To date, there’s no official documentation worth consulting with respect to the proposed commercialization of west Gilman and Ashby which has yet to begin. That’s because this very ambitious project, a brainchild of Mayor Bates, was endorsed by the council last spring without the slightest preliminary market research, policy analysis or community input. Its initiation awaits the hiring of a new planner. 

Both these projects need to be evaluated by the goals and standards set forth in the West Berkeley Plan (www.ci.berkeley.ca.us/planning/landuse/adopted.html1#west; hard copy $10 at the Planning Department). Unanimously adopted by the council in 1993, the Plan is often misquoted to support the de-industrialization of West Berkeley. In fact it lays out the city’s official strategy for retaining its industrial base and arts sector.  

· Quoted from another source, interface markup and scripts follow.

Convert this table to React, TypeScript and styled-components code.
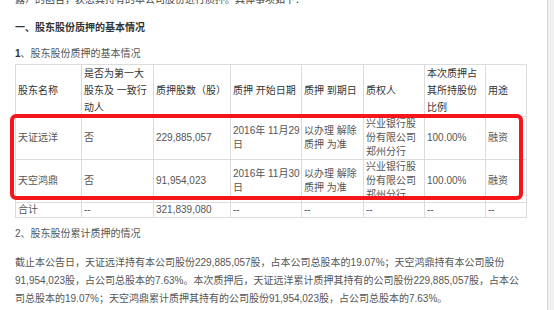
import React from "react";
import styled, { createGlobalStyle } from "styled-components";

const Global = createGlobalStyle`
  html, body { margin: 0; padding: 0; background: #fff; overflow: hidden; }
  body { font-family: "Liberation Sans", "Noto Sans CJK SC", sans-serif; color: #555; }
`;

const Page = styled.div`
  display: flex;
  width: 554px;
  height: 310px;
  overflow: hidden;
`;

const Content = styled.div`
  flex: 1;
  padding-left: 15px;
  font-size: 10px;
`;

const Scrollbar = styled.div`
  width: 6px;
  border-left: 1px solid #d6d6d6;
  background: #f1f1f1;
`;

const TopLine = styled.p`
  margin: -7px 0 0;
  line-height: 14px;
  color: #444;
`;

const Heading = styled.h2`
  margin: 14px 0 0;
  font-size: 10px;
  line-height: 14px;
  font-weight: bold;
  color: #333;
`;

const SubHeading = styled.p`
  margin: 12px 0 0;
  line-height: 14px;
  color: #555;
  b { color: #333; }
`;

const TableWrap = styled.div`
  position: relative;
  width: 511px;
  margin-top: 3px;
`;

const Table = styled.table`
  width: 511px;
  table-layout: fixed;
  border-collapse: collapse;
  font-size: 10px;
`;

const Th = styled.td`
  border: 1px solid #dcdcdc;
  padding: 0 0 0 2px;
  line-height: 17px;
  color: #333;
  vertical-align: middle;
  text-align: left;
`;

const Td = styled.td<{ $h?: number }>`
  border: 1px solid #dcdcdc;
  padding: 0 0 0 2px;
  line-height: 14px;
  height: ${(p) => p.$h ?? 42}px;
  color: #555;
  vertical-align: middle;
`;

const Highlight = styled.div`
  position: absolute;
  left: -5px;
  top: 50px;
  width: 505px;
  height: 78px;
  border: 4px solid #f5161b;
  border-radius: 6px;
  pointer-events: none;
`;

const Heading2 = styled.p`
  margin: 9px 0 0;
  line-height: 14px;
  color: #555;
`;

const Para = styled.p`
  margin: 13px 0 0;
  line-height: 18px;
  width: 506px;
  color: #555;
`;

const widths = [66, 72, 77, 71, 62, 61, 61, 41];

const rows = [
  ["天证远洋", "否", "229,885,057", "2016年 11月29日", "以办理 解除质押 为准", "兴业银行股份有限公司郑州分行", "100.00%", "融资"],
  ["天空鸿鼎", "否", "91,954,023", "2016年 11月30日", "以办理 解除质押 为准", "兴业银行股份有限公司郑州分行", "100.00%", "融资"],
];

export default function App() {
  return (
    <>
      <Global />
      <Page>
        <Content>
          <TopLine>露）的函告，获悉其持有的本公司股份进行质押。具体事项如下：</TopLine>
          <Heading>一、股东股份质押的基本情况</Heading>
          <SubHeading><b>1</b>、股东股份质押的基本情况</SubHeading>
          <TableWrap>
            <Table>
              <colgroup>
                {widths.map((w, i) => (
                  <col key={i} style={{ width: w }} />
                ))}
              </colgroup>
              <tbody>
                <tr>
                  <Th>股东名称</Th>
                  <Th>是否为第一大股东及 一致行动人</Th>
                  <Th>质押股数（股）</Th>
                  <Th>质押 开始日期</Th>
                  <Th>质押 到期日</Th>
                  <Th>质权人</Th>
                  <Th>本次质押占其所持股份比例</Th>
                  <Th>用途</Th>
                </tr>
                {rows.map((r, i) => (
                  <tr key={i}>
                    {r.map((c, j) => (
                      <Td key={j}>{c}</Td>
                    ))}
                  </tr>
                ))}
                <tr>
                  <Td $h={12}>合计</Td>
                  <Td $h={12}>--</Td>
                  <Td $h={12}>321,839,080</Td>
                  <Td $h={12}>--</Td>
                  <Td $h={12}>--</Td>
                  <Td $h={12}>--</Td>
                  <Td $h={12}>--</Td>
                  <Td $h={12}>--</Td>
                </tr>
              </tbody>
            </Table>
            <Highlight />
          </TableWrap>
          <Heading2>2、股东股份累计质押的情况</Heading2>
          <Para>
            截止本公告日，天证远洋持有本公司股份229,885,057股，占本公司总股本的19.07%；天空鸿鼎持有本公司股份91,954,023股，占公司总股本的7.63%。本次质押后，天证远洋累计质押其持有的公司股份229,885,057股，占本公司总股本的19.07%；天空鸿鼎累计质押其持有的公司股份91,954,023股，占公司总股本的7.63%。
          </Para>
        </Content>
        <Scrollbar />
      </Page>
    </>
  );
}
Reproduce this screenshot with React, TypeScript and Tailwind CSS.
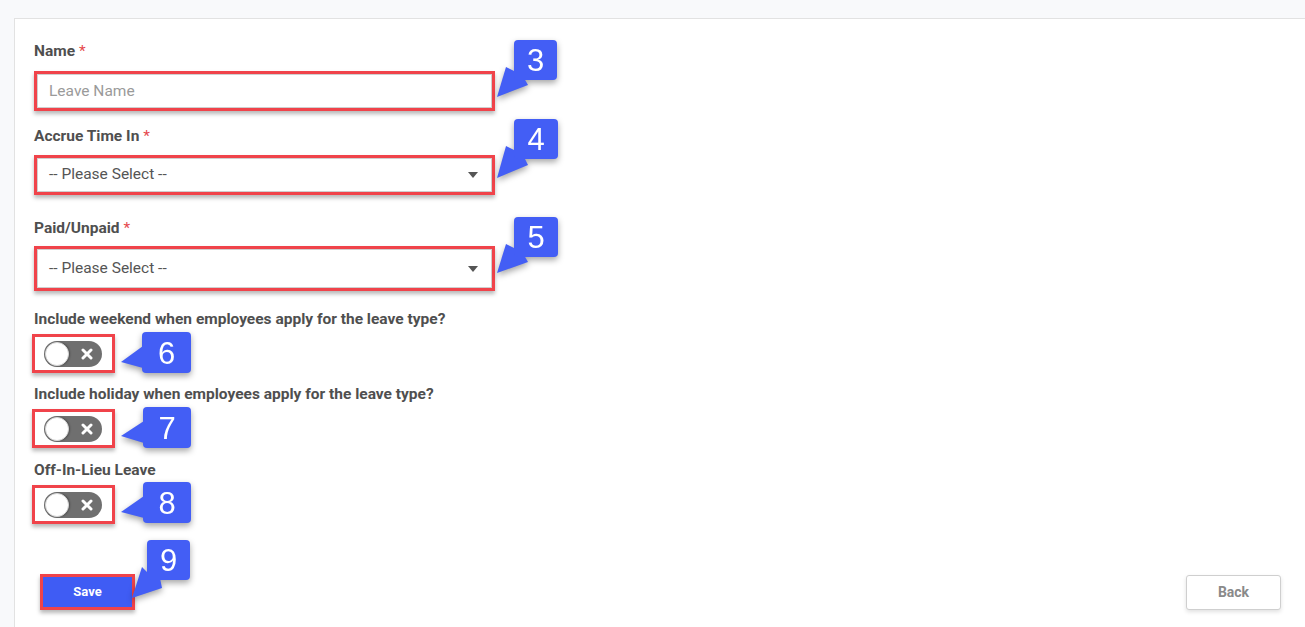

That strategy’s continuing validity and its conflicts with the proposed West Berkeley Bowl are lucidly outlined in a Feb. 7, 2005 letter to the city from Neil Mayer, the founder and former director of the city’s Office of Economic Development (available from Allan Gatzke, Agatzke@ci.berkeley.ca.us, 981-7413). John Curl’s “Drayage Artisans Were Protected Until 1998” (Daily Planet online archives for July 5, 2005) recounts the city’s surreptitious elimination of legal protection for Berkeley’s artists and artisans.  

Mayor Bates and other advocates of commercializing west Gilman and Ashby argue that more retail inevitably yields ample sales tax revenue for a city. This conventional wisdom is challenged by California Cities and the Local Sales Tax, a meticulously researched 1999 study done for the Public Policy Institute of California by Paul G. Lewis and Elisa Barbour (www.ppic.org).  

That’s enough. It’s summer, after all. When the Council, the ZAB and the Planning Commission reconvene in September, we’ll find out who’s done his or her homework.